I think all y'all are crazy - Big water turds, or state-sponsored baiting. You can have both. 

Freelancing is where it's at - damn proud of the 3 ducks a year I kill. :lol:


----------



## Shiawassee_Kid (Nov 28, 2000)

bombcast said:


> I think all y'all are crazy - Big water turds, or state-sponsored baiting. You can have both.
> 
> Freelancing is where it's at - damn proud of the 3 ducks a year I kill. :lol:


hehe, i know GMA's catch flack for the flooded corn...but check out this pic i took out west. this was a completely legal field. this is by far more inviting of a feast than any state game area offering.


----------



## thedude (Jul 20, 2004)

Shiawassee_Kid said:


> hehe, i know GMA's catch flack for the flooded corn...but check out this pic i took out west. this was a completely legal field. this is by far more inviting of a feast than any state game area offering.

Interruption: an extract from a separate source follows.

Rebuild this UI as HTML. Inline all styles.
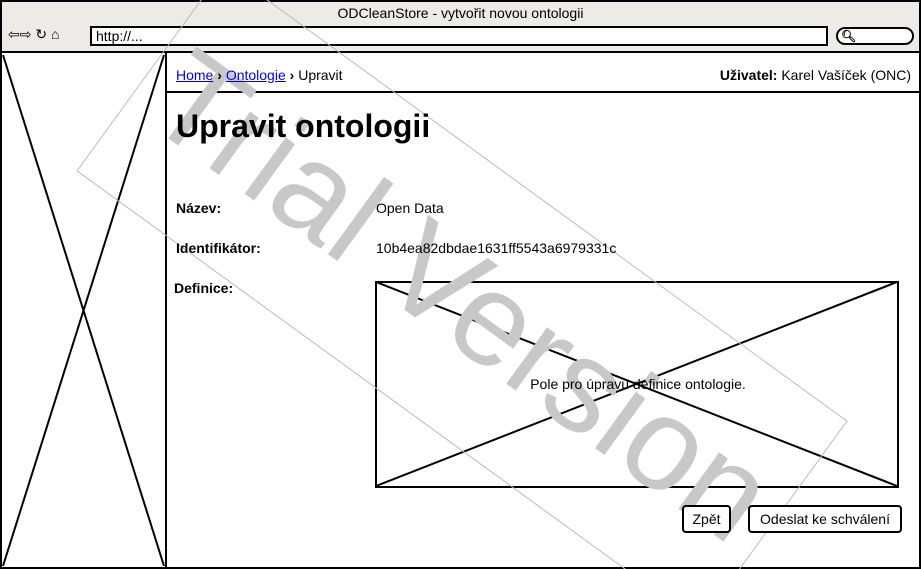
<!DOCTYPE html>
<html><head><meta charset="utf-8"><style>
*{margin:0;padding:0;box-sizing:border-box}
body{width:921px;height:569px;overflow:hidden;background:#fff;font-family:"Liberation Sans",sans-serif;color:#000;position:relative}
.a{position:absolute;white-space:nowrap}
a{color:#00e;text-decoration:underline}
.btn{position:absolute;border:2px solid #000;border-radius:4px;background:#fff;font-size:14px;text-align:center;line-height:24px}
.t{z-index:2}
</style></head><body>
<div class="a" style="left:0;top:0;width:921px;height:53px;background:#eeebe6;border:2px solid #000"></div>
<div class="a" style="left:0;top:5px;width:921px;text-align:center;font-size:14px">ODCleanStore - vytvořit novou ontologii</div>
<div class="a" style="left:8px;top:26px;font-size:14px">⇦⇨ ↻ ⌂</div>
<div class="a" style="left:90px;top:26px;width:738px;height:20px;border:2px solid #000;background:#fff;font-size:14px;line-height:16px;padding-left:4px">http://...</div>
<div class="a" style="left:836px;top:27px;width:78px;height:18px;border:2px solid #000;border-radius:9px;background:#fff;font-size:12px;line-height:14px;padding-left:3px;font-weight:bold">🔍︎</div>
<div class="a" style="left:0;top:51px;width:921px;height:518px;border:2px solid #000"></div>
<div class="a" style="left:165px;top:53px;width:2px;height:516px;background:#000"></div>
<div class="a" style="left:165px;top:91px;width:756px;height:2px;background:#000"></div>
<div class="a" style="left:375px;top:281px;width:524px;height:207px;border:2px solid #000"></div>
<svg class="a" style="left:0;top:0;overflow:hidden" width="921" height="569">
<g stroke="#000" stroke-width="2" fill="none">
<line x1="3" y1="55" x2="164" y2="566"/><line x1="164" y1="55" x2="3" y2="566"/>
<line x1="376" y1="282" x2="897" y2="486"/><line x1="897" y1="282" x2="376" y2="486"/>
</g>
<g transform="translate(462,296) rotate(36)">
<rect x="-385" y="-125" width="770" height="250" fill="none" stroke="#bbb" stroke-width="1"/>
<text x="0" y="45" text-anchor="middle" font-family="Liberation Sans,sans-serif" font-size="132" fill="#c8c8c8">Trial Version</text>
</g>
</svg>
<div class="a t" style="left:176px;top:67px;font-size:14px"><a>Home</a> <b>›</b> <a>Ontologie</a> <b>›</b> Upravit</div>
<div class="a t" style="right:10px;top:67px;font-size:14px"><b>Uživatel:</b> Karel Vašíček (ONC)</div>
<div class="a t" style="left:176px;top:108px;font-size:32px;font-weight:bold">Upravit ontologii</div>
<div class="a t" style="left:176px;top:200px;font-size:14px;font-weight:bold">Název:</div>
<div class="a t" style="left:376px;top:200px;font-size:14px">Open Data</div>
<div class="a t" style="left:176px;top:240px;font-size:14px;font-weight:bold">Identifikátor:</div>
<div class="a t" style="left:376px;top:240px;font-size:14px">10b4ea82dbdae1631ff5543a6979331c</div>
<div class="a t" style="left:174px;top:280px;font-size:14px;font-weight:bold">Definice:</div>
<div class="a t" style="left:376px;top:376px;width:524px;text-align:center;font-size:14px">Pole pro úpravu definice ontologie.</div>
<div class="btn t" style="left:682px;top:505px;width:49px;height:28px">Zpět</div>
<div class="btn t" style="left:748px;top:505px;width:154px;height:28px">Odeslat ke schválení</div>
</body></html>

just off camera is me with a bushel basket wearing my black hoodie........:evilsmile


----------



## KLR (Sep 2, 2006)

Shiawassee_Kid said:


> oh you are starting to catch on....maybe you should come to a sfcha meeting....careful where your going with it because i'd hate to educate you.


I'd love to see the math


----------



## Shiawassee_Kid (Nov 28, 2000)

KLR said:


> I'd love to see the math


the invite stands.


----------



## just ducky (Aug 23, 2002)

Shiawassee_Kid said:


> hehe, i know GMA's catch flack for the flooded corn...but check out this pic i took out west. this was a completely legal field. this is by far more inviting of a feast than any state game area offering.


HEY HEY HEY...don't give away my secret hunting spots! :lol: Not sure if you looked at any of the bean fields during your October trip, but there were a TON of beans left around due to the fact that they had a terrible crop...very short stalks so the combines couldn't get a lot of the beans, or they just knocked them off onto the ground. I know our farmers had good portions of some fields they didn't even try to combine...just plowed them under. And you would've thought the ducks would've been hitting those beans hard, but we didn't see many. As you know they were all in the wheat.

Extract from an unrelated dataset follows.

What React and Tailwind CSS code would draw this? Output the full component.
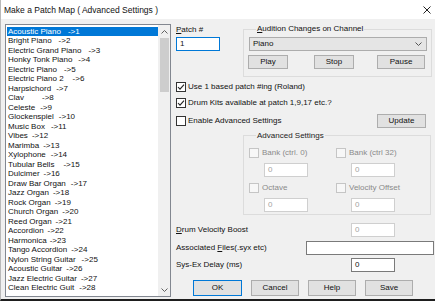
const patches = [
  ['Acoustic Piano', 7], ['Bright Piano', 7], ['Electric Grand Piano', 7], ['Honky Tonk Piano', 6],
  ['Electric Piano', 7], ['Electric Piano 2', 9], ['Harpsichord', 5], ['Clav', 18],
  ['Celeste', 5], ['Glockenspiel', 5], ['Music Box', 6], ['Vibes', 4],
  ['Marimba', 4], ['Xylophone', 5], ['Tubular Bells', 9], ['Dulcimer', 4],
  ['Draw Bar Organ', 5], ['Jazz Organ', 4], ['Rock Organ', 4], ['Church Organ', 4],
  ['Reed Organ', 4], ['Accordion', 4], ['Harmonica', 3], ['Tango Accordion', 4],
  ['Nylon String Guitar', 6], ['Acoustic Guitar', 4], ['Jazz Electric Guitar', 4], ['Clean Electric Guit', 5],
];

const Check = ({ checked, disabled }) => (
  <svg width="10" height="10" viewBox="0 0 10 10" className="shrink-0">
    <rect x="0.5" y="0.5" width="9" height="9" fill={disabled ? '#f7f7f7' : '#fff'} stroke={disabled ? '#c5c5c5' : '#333'} />
    {checked && <polyline points="2,5 4,7.2 8,2.6" fill="none" stroke="#222" strokeWidth="1.1" />}
  </svg>
);

const CheckRow = ({ label, checked, disabled, className = '' }) => (
  <div className={`flex items-center h-[10px] gap-[2px] ${className}`}>
    <Check checked={checked} disabled={disabled} />
    <span className={disabled ? 'text-[#8a8a8a] ml-[1px]' : 'text-[#111]'}>{label}</span>
  </div>
);

const TextBox = ({ value, disabled, className = '' }) => (
  <div
    className={`h-[14px] flex items-center pl-[3px] border bg-white ${
      disabled ? 'border-[#cfcfcf] text-[#a3a3a3]' : 'border-[#7a7a7a] text-[#111]'
    } ${className}`}
  >
    {value}
  </div>
);

const Btn = ({ label, className = '' }) => (
  <div className={`flex items-center justify-center bg-[#e1e1e1] border border-[#adadad] text-[#111] ${className}`}>
    {label}
  </div>
);

export default function App() {
  return (
    <div className="w-[435px] h-[301px] bg-[#f0f0f0] border-l border-[#b9b9b9] border-b-2 border-b-[#1e1e1e] flex flex-col overflow-hidden font-['Liberation_Sans',Arial,sans-serif] text-[8px] leading-[10px] text-[#111]">
      {/* title bar */}
      <div className="h-[19px] bg-white flex items-center justify-between pl-[3px] pr-[4px] shrink-0">
        <span className="text-[8.5px]">Make a Patch Map ( Advanced Settings )</span>
        <svg width="8" height="8" viewBox="0 0 8 8">
          <path d="M0.5 0.5 L7.5 7.5 M7.5 0.5 L0.5 7.5" stroke="#222" strokeWidth="1" />
        </svg>
      </div>

      <div className="flex pl-[4px] pt-[5px]">
        {/* patch list */}
        <div className="w-[166px] h-[273px] border border-[#828790] bg-white flex shrink-0">
          <div className="flex-1 pt-[1.5px] pl-[1px] overflow-hidden">
            {patches.map(([name, gap], i) => (
              <div
                key={name}
                className={`h-[9.5px] leading-[9.5px] pl-[1px] whitespace-nowrap ${
                  i === 0 ? 'bg-[#0078d7] text-white' : 'text-[#111]'
                }`}
              >
                {name}
                <span style={{ marginLeft: gap }}>{'->' + (i + 1)}</span>
              </div>
            ))}
          </div>
          <div className="w-[12px] bg-[#f0f0f0] flex flex-col items-center">
            <div className="h-[13px] flex items-center justify-center">
              <svg width="7" height="4" viewBox="0 0 7 4">
                <polyline points="0.5,3.5 3.5,0.5 6.5,3.5" fill="none" stroke="#606060" strokeWidth="1" />
              </svg>
            </div>
            <div className="w-[9px] h-[54px] bg-[#cdcdcd]" />
            <div className="flex-1" />
            <div className="h-[13px] flex items-center justify-center">
              <svg width="7" height="4" viewBox="0 0 7 4">
                <polyline points="0.5,0.5 3.5,3.5 6.5,0.5" fill="none" stroke="#606060" strokeWidth="1" />
              </svg>
            </div>
          </div>
        </div>

        {/* right side */}
        <div className="ml-[5px] flex flex-col w-[258px]">
          <div className="flex">
            <div className="w-[67px] flex flex-col">
              <div className="mt-[1px]"><span className="underline">P</span>atch #</div>
              <div className="mt-[2px] w-[44px] h-[14px] border border-[#0078d7] bg-white flex items-center pl-[3px]">1</div>
            </div>
            <fieldset className="w-[189px] border border-[#dcdcdc] pl-[5px] pr-[4px] pb-[7px]">
              <legend className="ml-[7px] px-[1px]"><span className="underline">A</span>udition Changes on Channel</legend>
              <div className="mt-[3px] h-[14px] bg-[#e5e5e5] border border-[#acacac] flex items-center justify-between pl-[3px] pr-[4px]">
                <span>Piano</span>
                <svg width="7" height="4" viewBox="0 0 7 4">
                  <polyline points="0.5,0.5 3.5,3.5 6.5,0.5" fill="none" stroke="#555" strokeWidth="1" />
                </svg>
              </div>
              <div className="mt-[4px] flex -ml-[1px]">
                <Btn label="Play" className="w-[40px] h-[14px]" />
                <Btn label="Stop" className="w-[40px] h-[14px] ml-[26px]" />
                <Btn label="Pause" className="w-[48px] h-[14px] ml-[23px]" />
              </div>
            </fieldset>
          </div>

          <CheckRow label="Use 1 based patch #ing (Roland)" checked className="mt-[5px]" />
          <CheckRow label="Drum Kits available at patch 1,9,17 etc.?" checked className="mt-[5.5px]" />
          <div className="mt-[6.5px] flex items-center h-[14px]">
            <CheckRow label="Enable Advanced Settings" />
            <Btn label="Update" className="w-[49px] h-[14px] ml-auto mr-[8px]" />
          </div>

          <fieldset className="mt-[2.5px] ml-[67px] w-[188px] border border-[#dcdcdc] pl-[5px] pb-[2px]">
            <legend className="ml-[7px] px-[1px] text-[#222]">Advanced Settings</legend>
            <div className="flex">
              <div className="w-[87px] flex flex-col">
                <CheckRow label="Bank (ctrl. 0)" disabled className="mt-[7px]" />
                <TextBox value="0" disabled className="mt-[5.5px] ml-[15px] w-[44px]" />
                <CheckRow label="Octave" disabled className="mt-[6px]" />
                <TextBox value="0" disabled className="mt-[5px] ml-[15px] w-[44px]" />
              </div>
              <div className="flex flex-col">
                <CheckRow label="Bank (ctrl 32)" disabled className="mt-[7px]" />
                <TextBox value="0" disabled className="mt-[5.5px] ml-[15px] w-[44px]" />
                <CheckRow label="Velocity Offset" disabled className="mt-[6px]" />
                <TextBox value="0" disabled className="mt-[5px] ml-[15px] w-[44px]" />
              </div>
            </div>
          </fieldset>

          <div className="mt-[8px] flex items-center h-[14px]">
            <span className="w-[175px]"><span className="underline">D</span>rum Velocity Boost</span>
            <TextBox value="0" disabled className="w-[44px]" />
          </div>
          <div className="mt-[4px] flex items-center h-[14px]">
            <span className="w-[130px]">Associated <span className="underline">F</span>iles(.syx etc)</span>
            <TextBox value="" className="w-[128px]" />
          </div>
          <div className="mt-[3px] flex items-center h-[14px]">
            <span className="w-[175px]">Sys-Ex Delay (ms)</span>
            <TextBox value="0" className="w-[44px]" />
          </div>

          <div className="mt-[8px] flex pl-[17px] gap-[9px]">
            <div className="w-[49px] h-[16px] flex items-center justify-center bg-[#e1e1e1] border border-[#0078d7]">OK</div>
            <Btn label="Cancel" className="w-[48px] h-[16px]" />
            <Btn label="Help" className="w-[48px] h-[16px]" />
            <Btn label="Save" className="w-[48px] h-[16px]" />
          </div>
        </div>
      </div>
    </div>
  );
}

Way off topic, but we were begging our farmer to grow barley or peas next year :evilsmile


----------



## TSS Caddis (Mar 15, 2002)

Shiawassee_Kid said:


> the invite stands.


I don't know if they are self sustaining or not.

I'd have thought that it would take 5 seconds to write Yes or No.


----------



## Branta (Feb 6, 2002)

Why are you guys trying to make me work around here? 

this is a perfect example of what's not going to fly in the public forum.

The debate team exercise/banter is better played through the PM process.

it's uninteresting to all but the combatants.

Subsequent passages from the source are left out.